Db2 for z/OS does not support the FROM FIRST, FROM LAST, RESPECT NULLS, and IGNORE NULLS keywords for this function. Omitting these keywords in Db2 for Linux®, UNIX, and Windows results in the default behavior FROM FIRST RESPECT NULLS.
- RATIO_TO_REPORT
- FL 504 Returns the ratio of an argument to the sum of the arguments in an OLAP partition. The division is always performed using DECFLOAT(34). The result data type is DECFLOAT(34). If the argument can be null, the result can be null; if the argument is null, the result is the null value.Passthrough-only expression: This function is passthrough-only and cannot run on Db2 for z/OS without acceleration. For information about invoking this function, see Accelerating queries with passthrough-only expressions.

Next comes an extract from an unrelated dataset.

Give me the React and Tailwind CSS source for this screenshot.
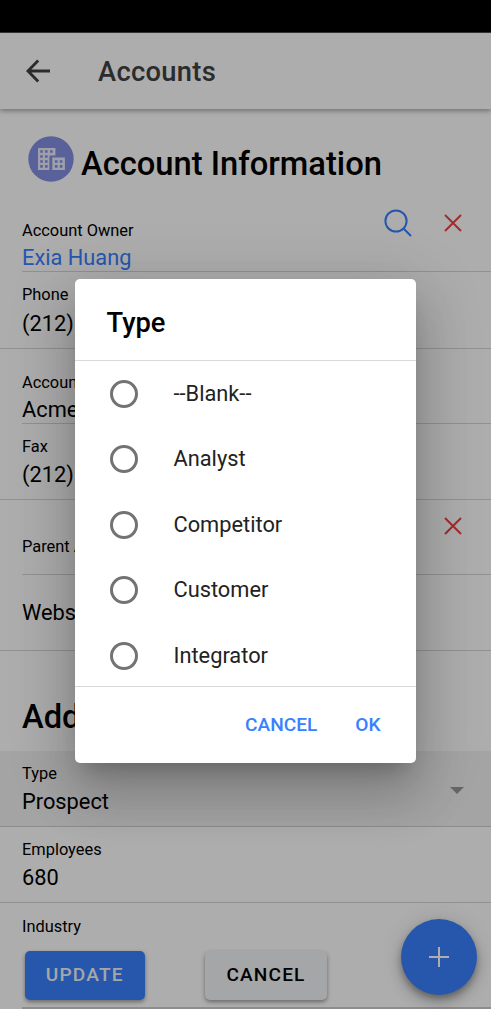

- window-aggregation-group-clause
- The aggregation group of a given row is a set of rows that is defined in relation to the given
row (in the ordering of the rows in the partition of the given row).
window-aggregation-group-clause specifies the aggregation group. If this
clause is not specified and a window-order-clause is also not specified,
the aggregation group consists of all rows of the window partition. The aggregation group of all
rows of the window partition can be explicitly specified using the RANGE or ROWS clauses.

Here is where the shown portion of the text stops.